A rare jewel of travel writing

There are many things to admire about Mr. Sandham's book: the fact that he underwent great hardship at times in order to write it; the way in which he has unveiled some little-known parts of Africa to a wider audience; or his eloquent turn of phrase and sometimes biting self-deprecating humour. But what stands out for me is in the way which he stuck to his task and wasn't seduced by the touristic, bombastic way to travel through a country. I don't mean that he didn't occasionally stay in a hostel,(after hundreds of kilometres across lion country you might too), or that he didn't occasionally eat Western-style foods in souless supermarkets. What I mean is that he stuck to the task at hand and didn't go to see something or attempt to do something just because a guidebook said he should.
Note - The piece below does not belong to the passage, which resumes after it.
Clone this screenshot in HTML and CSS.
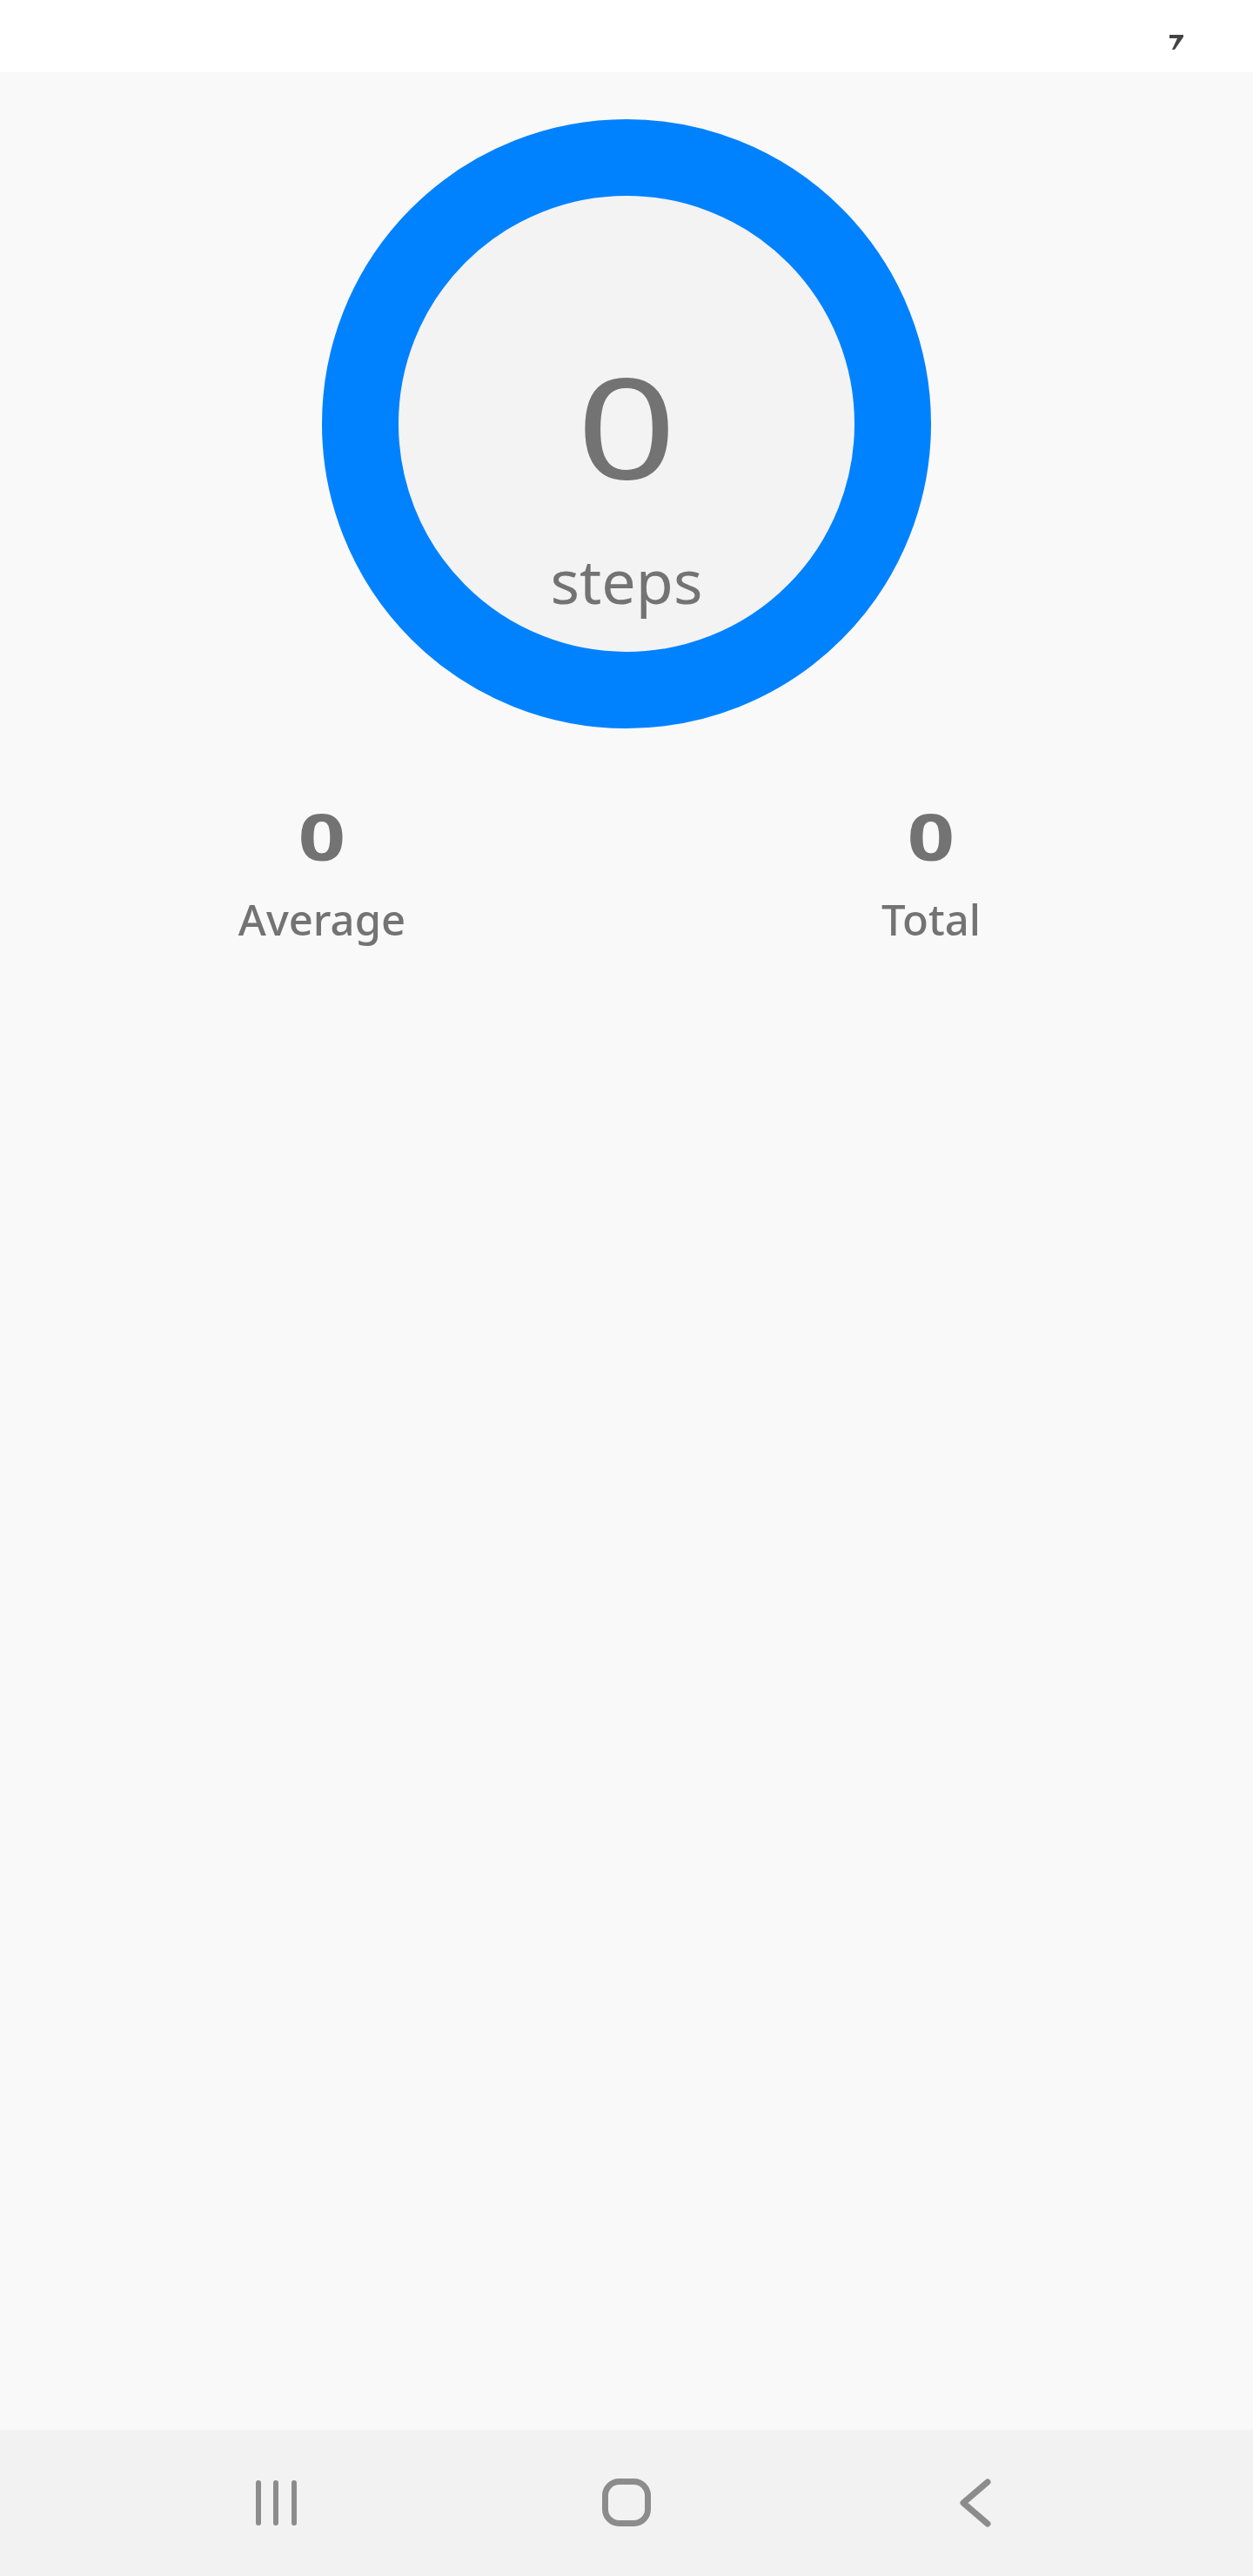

It is extremely hard sometimes to resist the pull of the mass-market. I myself have been to countries where I thought I had been to every 'must-see' site in an area and then found that to my disappointment there was one I had missed. But those were not the real experiences and stories which will stay with me. Real meaning can be found in the tapestry of human interactions and the beat of a way of life different to your own. In an era of travel being accessible to so many more people, how refreshing to hear an account of someone who decided to tread a more personal path. Mr. Sandham did things 'his way' and I am sure his mentors Messrs. Livingstone, Stanley et al, would be proud.